Technical malfunction complaints require prompt reporting and evidence capture. If games crash, disconnect, or behave unexpectedly during significant hands, documenting immediately preserves evidence. Delayed reporting weakens claims because casinos may lack records of transient technical issues. Contacting support during or immediately after incidents creates contemporaneous records.
Account closure or restriction complaints challenge casino decisions. Operators can close accounts for various reasons, some disclosed and some not. While casinos have significant discretion, arbitrary or discriminatory closures may constitute complaint-worthy conduct. Documenting account history demonstrates whether closure seems proportionate to your activity.

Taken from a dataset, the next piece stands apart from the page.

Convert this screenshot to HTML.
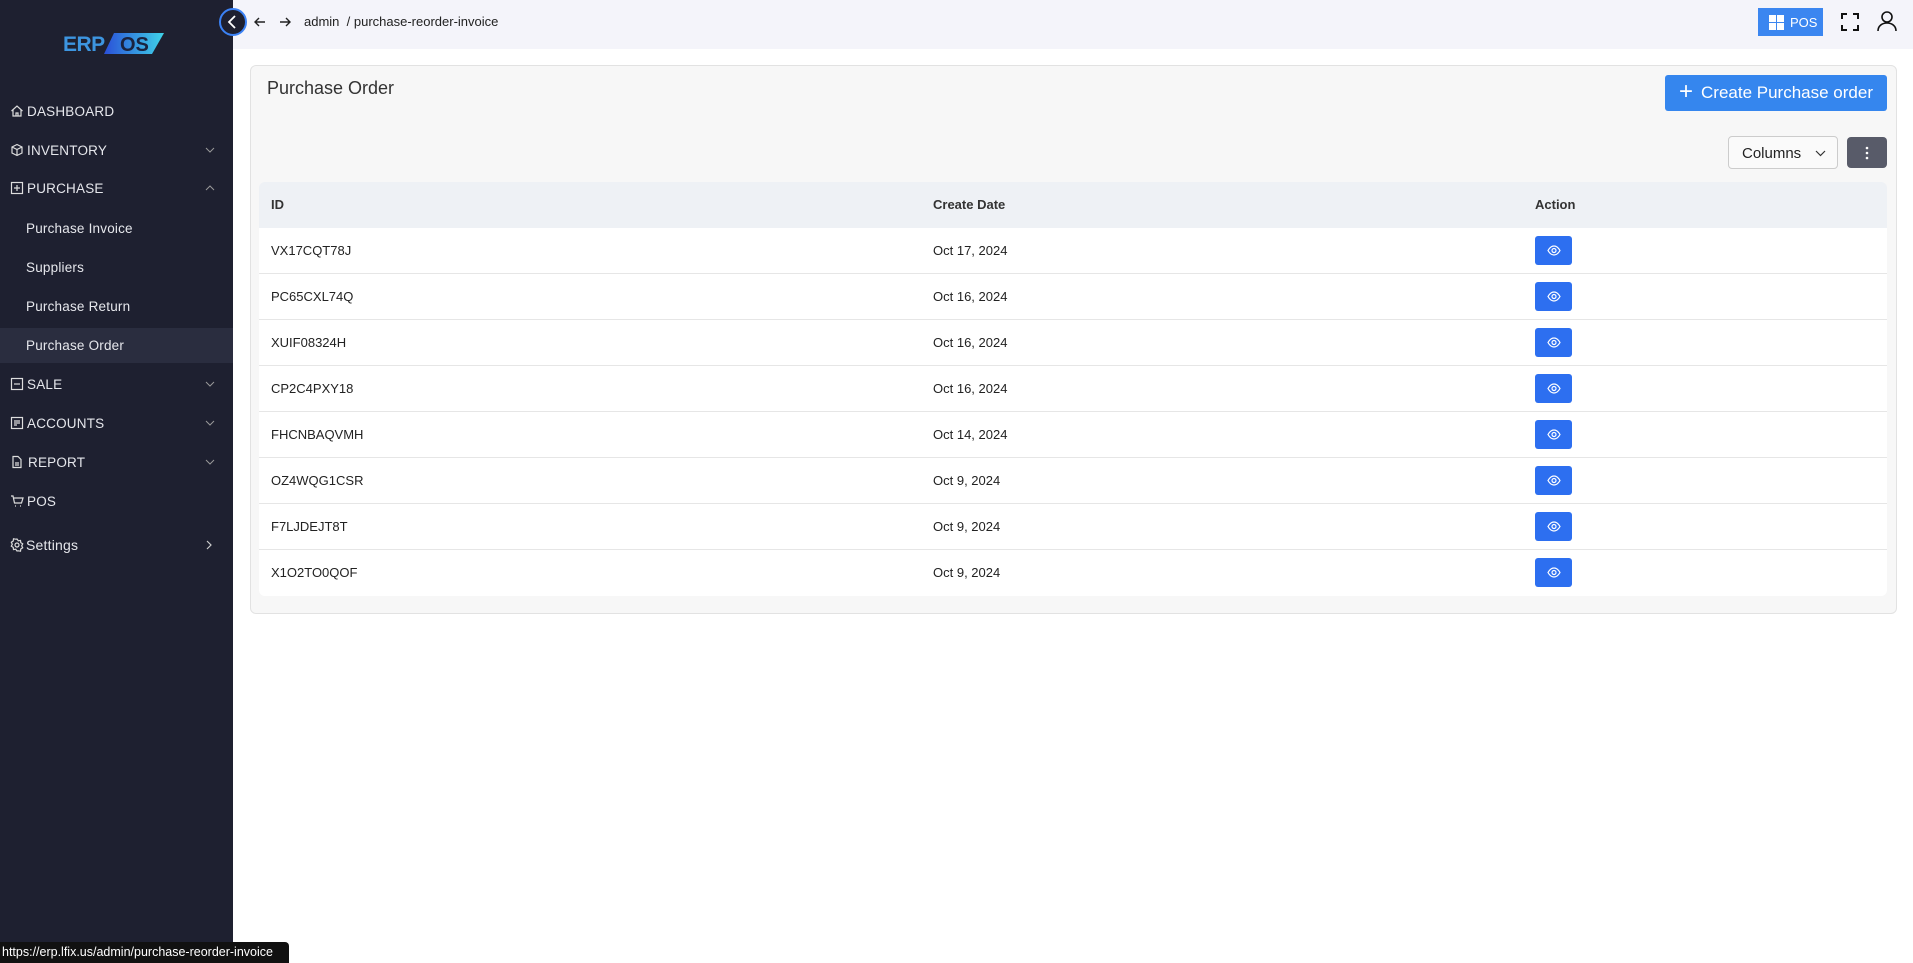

Self-exclusion failures represent serious complaints. If casinos allow play during self-exclusion periods or fail to implement requested exclusions, regulatory violations have occurred. These complaints warrant both ADR submission and regulatory reporting given their implications for responsible gambling protections.
Complaint Process Questions
Players ask whether complaints affect their accounts. Casinos should not penalise legitimate complaints, and retaliating against complainants would raise regulatory concerns. However, casinos can close accounts for various reasons, and proving complaint-related retaliation is difficult. Maintaining reasonable tone throughout complaint processes reduces any pretexts for adverse action.
Questions arise about legal action for larger disputes. Small claims court handles cases up to £10,000 in England and Wales without requiring lawyers. For significant amounts where ADR outcomes seem insufficient, legal proceedings remain available. Court processes involve costs, time, and uncertainty that ADR avoids, making them last resorts rather than first options.
Some players wonder whether publicising disputes helps resolution. Social media complaints sometimes accelerate responses, but casinos may also resist rewarding public pressure. Formal processes provide structured pathways while public complaints create unpredictable dynamics. Using official channels generally proves more reliable than attempting to shame casinos into compliance.